__Request__: Pictures in the data below are not part of the copy; transcribe everything else exactly.
[START OF Recorded information]
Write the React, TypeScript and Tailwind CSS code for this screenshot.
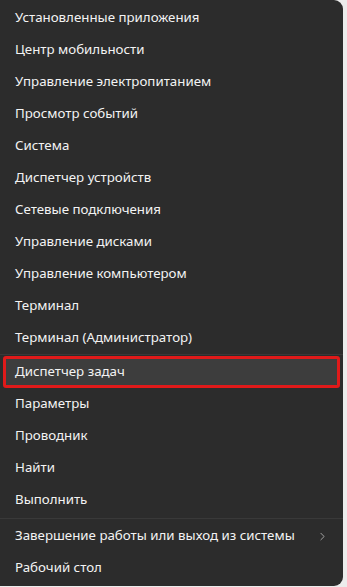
import { ChevronRight } from "lucide-react";

const groupOne = [
  "Установленные приложения",
  "Центр мобильности",
  "Управление электропитанием",
  "Просмотр событий",
  "Система",
  "Диспетчер устройств",
  "Сетевые подключения",
  "Управление дисками",
  "Управление компьютером",
  "Терминал",
  "Терминал (Администратор)",
];

const groupTwo = ["Диспетчер задач", "Параметры", "Проводник", "Найти", "Выполнить"];

const Row = ({ label, active }: { label: string; active?: boolean }) => (
  <div
    className={
      active
        ? "h-8 mx-[3px] flex items-center pl-[9px] bg-[#3d3d3d] border-[3px] border-[#e01a1a] rounded-[3px]"
        : "h-8 flex items-center pl-[15px]"
    }
  >
    <span className="text-[13.3px] text-[#f3f3f3] leading-none">{label}</span>
  </div>
);

export default function App() {
  return (
    <div
      className="w-[347px] h-[587px] bg-[#ececec] flex overflow-hidden"
      style={{ fontFamily: '"Noto Sans", "Open Sans", sans-serif' }}
    >
      <div className="w-[343px] h-[586px] bg-[#2c2c2c] rounded-r-[9px] pt-[2px] flex flex-col">
        {groupOne.map((l) => (
          <Row key={l} label={l} />
        ))}
        <div className="h-[2px] border-t border-[#393939]" />
        {groupTwo.map((l) => (
          <Row key={l} label={l} active={l === "Диспетчер задач"} />
        ))}
        <div className="h-[4px] flex items-center">
          <div className="h-px w-full bg-[#393939]" />
        </div>
        <div className="h-8 flex items-center pl-[15px] pr-[14px] justify-between">
          <span className="text-[13.3px] text-[#f3f3f3] leading-none">
            Завершение работы или выход из системы
          </span>
          <ChevronRight size={13} strokeWidth={1.5} className="text-[#bdbdbd]" />
        </div>
        <Row label="Рабочий стол" />
      </div>
    </div>
  );
}
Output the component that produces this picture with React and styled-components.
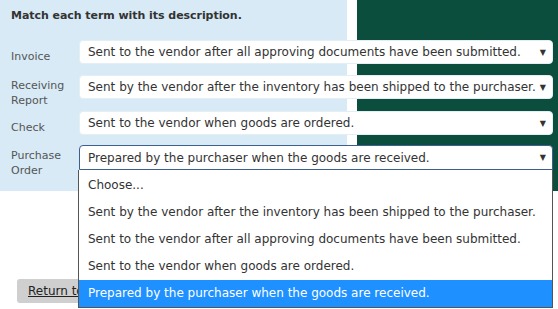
[END OF Recorded information]
__Correct answer__:
Write the React, TypeScript and Tailwind CSS code for this screenshot.
import { ChevronRight } from "lucide-react";

const groupOne = [
  "Установленные приложения",
  "Центр мобильности",
  "Управление электропитанием",
  "Просмотр событий",
  "Система",
  "Диспетчер устройств",
  "Сетевые подключения",
  "Управление дисками",
  "Управление компьютером",
  "Терминал",
  "Терминал (Администратор)",
];

const groupTwo = ["Диспетчер задач", "Параметры", "Проводник", "Найти", "Выполнить"];

const Row = ({ label, active }: { label: string; active?: boolean }) => (
  <div
    className={
      active
        ? "h-8 mx-[3px] flex items-center pl-[9px] bg-[#3d3d3d] border-[3px] border-[#e01a1a] rounded-[3px]"
        : "h-8 flex items-center pl-[15px]"
    }
  >
    <span className="text-[13.3px] text-[#f3f3f3] leading-none">{label}</span>
  </div>
);

export default function App() {
  return (
    <div
      className="w-[347px] h-[587px] bg-[#ececec] flex overflow-hidden"
      style={{ fontFamily: '"Noto Sans", "Open Sans", sans-serif' }}
    >
      <div className="w-[343px] h-[586px] bg-[#2c2c2c] rounded-r-[9px] pt-[2px] flex flex-col">
        {groupOne.map((l) => (
          <Row key={l} label={l} />
        ))}
        <div className="h-[2px] border-t border-[#393939]" />
        {groupTwo.map((l) => (
          <Row key={l} label={l} active={l === "Диспетчер задач"} />
        ))}
        <div className="h-[4px] flex items-center">
          <div className="h-px w-full bg-[#393939]" />
        </div>
        <div className="h-8 flex items-center pl-[15px] pr-[14px] justify-between">
          <span className="text-[13.3px] text-[#f3f3f3] leading-none">
            Завершение работы или выход из системы
          </span>
          <ChevronRight size={13} strokeWidth={1.5} className="text-[#bdbdbd]" />
        </div>
        <Row label="Рабочий стол" />
      </div>
    </div>
  );
}
Output the component that produces this picture with React and styled-components.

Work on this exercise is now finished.